What the task asks – Using the listing below, copy every line that mentions "components".

Data extract –
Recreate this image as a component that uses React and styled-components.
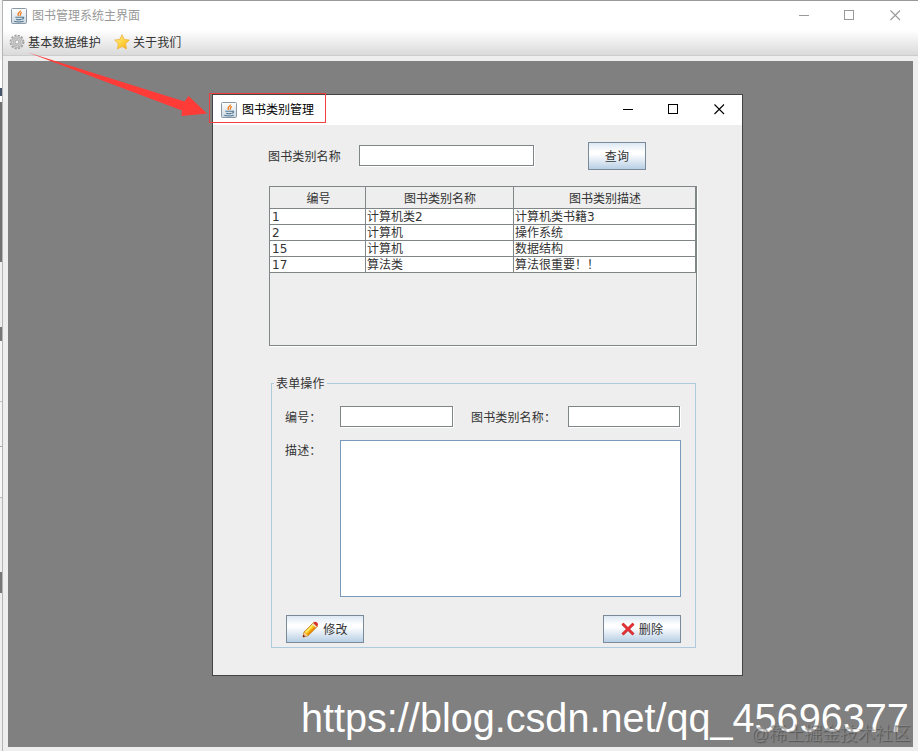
import styled, { createGlobalStyle } from "styled-components";

const GlobalStyle = createGlobalStyle`
	* {
		box-sizing: border-box;
	}

	body {
		margin: 0;
		overflow: hidden;
		color: #333;
		font-family: "DejaVu Sans", "Noto Sans CJK SC", sans-serif;
		font-size: 12px;
		line-height: 16px;
	}
`;

const columns = ["编号", "图书类别名称", "图书类别描述"];

const rows = [
	["1", "计算机类2", "计算机类书籍3"],
	["2", "计算机", "操作系统"],
	["15", "计算机", "数据结构"],
	["17", "算法类", "算法很重要！！"],
];

// icons
const JavaIcon = () => (
	<svg width="16" height="16" viewBox="0 0 16 16">
		<defs>
			<linearGradient id="java" x1="0" y1="0" x2="0" y2="1">
				<stop offset="0" stopColor="#fff" />
				<stop offset="1" stopColor="#c9d6df" />
			</linearGradient>
		</defs>
		<rect x=".5" y=".5" width="15" height="15" rx="1" fill="url(#java)" stroke="#8a98a5" />
		<path d="M9.700 2.500C9.500 4.500 5.500 5 7.500 8M10.800 4.300C8.500 5.300 10.300 6.500 8.800 7.800" fill="none" stroke="#ed8127" strokeWidth="1.300" />
		<path d="M4.300 9.300h6.700M5.200 11.200c1.500.6 4 .5 5.300 0M3.300 13.200c2.500.8 6.700.8 9.300 0M10.800 9.300c2.500-.8 2.500 1.400.2 1.900" fill="none" stroke="#507692" strokeWidth="1.100" />
	</svg>
);

const GearIcon = () => (
	<svg width="16" height="16" viewBox="0 0 16 16">
		<circle cx="8" cy="8" r="6.500" fill="none" stroke="#a2a2a2" strokeWidth="1.800" strokeDasharray="2.100 1.303" />
		<circle cx="8" cy="8" r="4.600" fill="#cfcfcf" stroke="#acacac" strokeWidth="2.400" />
		<circle cx="8" cy="8" r="4.500" fill="none" stroke="#d2d2d2" strokeWidth="1.200" />
		<circle cx="8" cy="8" r="2" fill="#f5f5f5" stroke="#a0a0a0" strokeWidth=".9" />
	</svg>
);

const StarIcon = () => (
	<svg width="16" height="16" viewBox="0 0 16 16">
		<defs>
			<linearGradient id="star" x1="0" y1="0" x2="1" y2="1">
				<stop offset="0" stopColor="#fff09a" />
				<stop offset=".55" stopColor="#ffd23c" />
				<stop offset="1" stopColor="#f8a51c" />
			</linearGradient>
		</defs>
		<path d="M8 .7l2.200 4.700 5.200.7-3.800 3.600.9 5.200L8 12.500l-4.600 2.400.9-5.200L.6 6.100l5.200-.7z" fill="url(#star)" stroke="#eeb13c" strokeWidth=".8" strokeLinejoin="round" />
	</svg>
);

const PencilIcon = () => (
	<svg width="17" height="17" viewBox="0 0 17 17">
		<path d="M1 16l1.100-5L11.700 1.400l3.900 3.800L5.900 14.800z" fill="#f9ba13" stroke="#b96a0c" strokeWidth=".8" />
		<path d="M3.700 11.300L12.300 2.700" stroke="#ffec68" strokeWidth="1.700" />
		<path d="M5.800 13.600l8.500-8.500" stroke="#e88208" strokeWidth="1.300" />
		<path d="M1 16l1.100-4.800 3.600 3.500z" fill="#f3c99a" />
		<path d="M.8 16.200l.6-2.600 1.900 1.900z" fill="#7a1612" />
		<path d="M11.200 2.200l1-1c1.600-1.400 4.700 1.400 3.500 3.200l-1 1.200z" fill="#d83129" />
		<path d="M10.600 2.700l3.800 3.600" stroke="#e5e0d8" strokeWidth="1.300" />
	</svg>
);

const CrossIcon = () => (
	<svg width="14" height="14" viewBox="0 0 14 14">
		<path d="M1.500 1.700l11 10.800M12.500 1.700l-11 10.800" stroke="#c3353a" strokeWidth="3" />
		<path d="M1.500 1.500l10.800 10.600M12.300 1.500L1.500 12.100" stroke="#e63036" strokeWidth="1.900" />
	</svg>
);

const WindowControls = ({ color }) => (
	<svg width="103" height="12" viewBox="0 0 103 12" fill="none" stroke={color} shapeRendering="crispEdges">
		<path d="M0 5.500h10" />
		<rect x="45.500" y=".5" width="9" height="9" />
		<path d="M91.500 .5l9.500 9.500M101 .5L91.500 10" shapeRendering="auto" strokeWidth="1.100" />
	</svg>
);

// main window
const Screen = styled.div`
	position: relative;
	display: flex;
	width: 918px;
	height: 751px;
	overflow: hidden;
	background: #eee;
`;

// strip of the page that is visible behind the window
const Behind = styled.div`
	flex: none;
	width: 3px;
	border-right: 1px solid #b4b4b4;
	background: linear-gradient(
		#f4f4f4 0 60px,
		#fff 60px 88px,
		#46546e 88px 96px,
		#fff 96px 102px,
		#717171 102px 262px,
		#eee 262px 327px,
		#777 327px 341px,
		#f4f4f4 341px 401px,
		#bbb 401px 402px,
		#f4f4f4 402px 446px,
		#aaa 446px 447px,
		#f8f8f8 447px 497px,
		#bbb 497px 498px,
		#eee 498px 572px,
		#777 572px 593px,
		#eee 593px
	);
`;

const MainWindow = styled.div`
	display: flex;
	flex: 1;
	flex-direction: column;
	border-top: 1px solid #999;
`;

const TitleBar = styled.div`
	display: flex;
	flex: none;
	align-items: center;
	height: ${({ $height }) => $height}px;
	padding: 0 16px 0 8px;
	background: #fff;
	color: ${({ $active }) => ($active ? "#000" : "#999")};
`;

const TitleText = styled.span`
	flex: 1;
	margin-left: 5px;
`;

const MenuBar = styled.div`
	display: flex;
	align-items: center;
	height: 26px;
	padding: 0 0 1px 6px;
	border-bottom: 1px solid #ccc;
	background: linear-gradient(#fff, #dadada);
`;

const MenuItem = styled.div`
	display: flex;
	align-items: center;
	gap: 3px;
	margin-right: 13px;
`;

// text beside an icon, one pixel under its middle
const Caption = styled.span`
	padding-top: 2px;
	letter-spacing: 0.15px;
`;

const Desktop = styled.div`
	position: relative;
	flex: 1;
	margin: 5px 5px 4px;
	background: #808080;
`;

// inner window
const Dialog = styled.div`
	position: absolute;
	top: 33px;
	left: 204px;
	width: 531px;
	height: 582px;
	border: 1px solid #444;
	background: #eee;
`;

const DialogBody = styled.div`
	padding: 17px 45px 0 55px;
`;

const SearchRow = styled.div`
	display: flex;
	align-items: center;
	height: 28px;

	& > input {
		margin-bottom: 1px;
	}

	& > button {
		margin-left: 54px;
	}
`;

const Label = styled.label`
	flex: none;
	width: ${({ $width }) => $width}px;
	padding-top: 2px;
	letter-spacing: 0.15px;
	white-space: nowrap;
`;

const Input = styled.input`
	width: ${({ $width }) => $width}px;
	height: 21px;
	padding: 0 3px;
	border: 1px solid #808587;
	border-radius: 0;
	outline: none;
	background: #fff;
	box-shadow: 1px 1px 0 #fff;
`;

const Button = styled.button`
	display: flex;
	align-items: center;
	justify-content: center;
	gap: 4px;
	width: ${({ $width }) => $width}px;
	height: 28px;
	padding: 0;
	border: 1px solid #7a8a99;
	background: linear-gradient(#dde8f3, #fff 34%, #fff 42%, #b8cfe5);
	color: #333;
	font: inherit;
`;

const ScrollPane = styled.div`
	width: 428px;
	height: 160px;
	margin: 16px 0 0 1px;
	border: 1px solid #808587;
	box-shadow: 1px 1px 0 #fff;
`;

const TableRow = styled.div`
	display: grid;
	grid-template-columns: 96px 148px 182px;
	grid-template-rows: 100%;
	height: ${({ $header }) => ($header ? 22 : 16)}px;
	background: ${({ $header }) => ($header ? "#eee" : "#fff")};
	text-align: ${({ $header }) => ($header ? "center" : "left")};
	line-height: ${({ $header }) => ($header ? 24 : 16)}px;

	& > div {
		padding-left: 1px;
		border-right: 1px solid #808587;
		border-bottom: 1px solid #808587;
		white-space: nowrap;
	}

	& > div:first-child {
		padding-left: 2px;
	}
`;

const Fieldset = styled.fieldset`
	width: 425px;
	height: 273px;
	margin: 29px 0 0 3px;
	padding: 15px 14px 0 13px;
	border: 1px solid #accbdf;
`;

const Legend = styled.legend`
	height: 16px;
	margin-left: -11px;
	padding: 0 2px;
	line-height: 18px;
	letter-spacing: 0.15px;
`;

const FormRow = styled.div`
	display: flex;
	align-items: ${({ $top }) => ($top ? "flex-start" : "center")};
	margin-bottom: ${({ $gap }) => $gap}px;

	& > label {
		padding-top: ${({ $top }) => ($top ? 3 : 2)}px;
	}

	& > input + label {
		margin-left: 18px;
	}
`;

const Textarea = styled.textarea`
	display: block;
	width: 341px;
	height: 157px;
	border: 1px solid #7a9abb;
	border-radius: 0;
	outline: none;
	resize: none;
	background: #fff;
`;

const Actions = styled.div`
	display: flex;
	justify-content: space-between;
	padding-left: 1px;
`;

// marks drawn over the windows
const Overlay = styled.svg`
	position: absolute;
	top: 0;
	left: 0;
	pointer-events: none;
`;

const BlogUrl = styled.div`
	position: absolute;
	top: 694px;
	left: 301px;
	color: #fff;
	font-family: "Liberation Sans", sans-serif;
	font-size: 41px;
	line-height: 48px;
	white-space: nowrap;
	transform: scaleX(0.966);
	transform-origin: left;
`;

const Community = styled.div`
	position: absolute;
	top: 722px;
	left: 751px;
	color: rgba(145, 145, 145, 0.6);
	font-family: "Liberation Sans", "Noto Sans CJK SC", sans-serif;
	font-size: 17.700px;
	line-height: 24px;
	white-space: nowrap;
	text-shadow: 1px 1px 1px rgba(50, 50, 50, 0.55);
`;

const CategoryDialog = () => (
	<Dialog>
		<TitleBar $height={30} $active>
			<JavaIcon />
			<TitleText>图书类别管理</TitleText>
			<WindowControls color="#000" />
		</TitleBar>
		<DialogBody>
			<SearchRow>
				<Label $width={91}>图书类别名称</Label>
				<Input $width={175} />
				<Button $width={58}>
					<Caption>查询</Caption>
				</Button>
			</SearchRow>
			<ScrollPane>
				<TableRow $header>
					{columns.map((title) => (
						<div key={title}>{title}</div>
					))}
				</TableRow>
				{rows.map((row) => (
					<TableRow key={row[0]}>
						{row.map((cell, index) => (
							<div key={index}>{cell}</div>
						))}
					</TableRow>
				))}
			</ScrollPane>
			<Fieldset>
				<Legend>表单操作</Legend>
				<FormRow $gap={13}>
					<Label $width={55}>编号：</Label>
					<Input $width={113} />
					<Label $width={97}>图书类别名称：</Label>
					<Input $width={112} />
				</FormRow>
				<FormRow $gap={18} $top>
					<Label $width={55}>描述：</Label>
					<Textarea />
				</FormRow>
				<Actions>
					<Button $width={78}>
						<PencilIcon />
						<Caption>修改</Caption>
					</Button>
					<Button $width={78}>
						<CrossIcon />
						<Caption>删除</Caption>
					</Button>
				</Actions>
			</Fieldset>
		</DialogBody>
	</Dialog>
);

const App = () => (
	<Screen>
		<GlobalStyle />
		<Behind />
		<MainWindow>
			<TitleBar $height={29}>
				<JavaIcon />
				<TitleText>图书管理系统主界面</TitleText>
				<WindowControls color="#999" />
			</TitleBar>
			<MenuBar>
				<MenuItem>
					<GearIcon />
					<Caption>基本数据维护</Caption>
				</MenuItem>
				<MenuItem>
					<StarIcon />
					<Caption>关于我们</Caption>
				</MenuItem>
			</MenuBar>
			<Desktop>
				<CategoryDialog />
			</Desktop>
		</MainWindow>
		<BlogUrl>https://blog.csdn.net/qq_45696377</BlogUrl>
		<Community>@稀土掘金技术社区</Community>
		<Overlay width="918" height="751">
			<path d="M28 52.500L184.500 101.500L188.500 96L207 113.500L181.500 116L182 110.500Z" fill="#ff3b38" />
			<rect x="209.500" y="93.500" width="116" height="29" fill="none" stroke="#f0403b" />
		</Overlay>
	</Screen>
);

export default App;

Answer –
Recreate this image as a component that uses React and styled-components.
import styled, { createGlobalStyle } from "styled-components";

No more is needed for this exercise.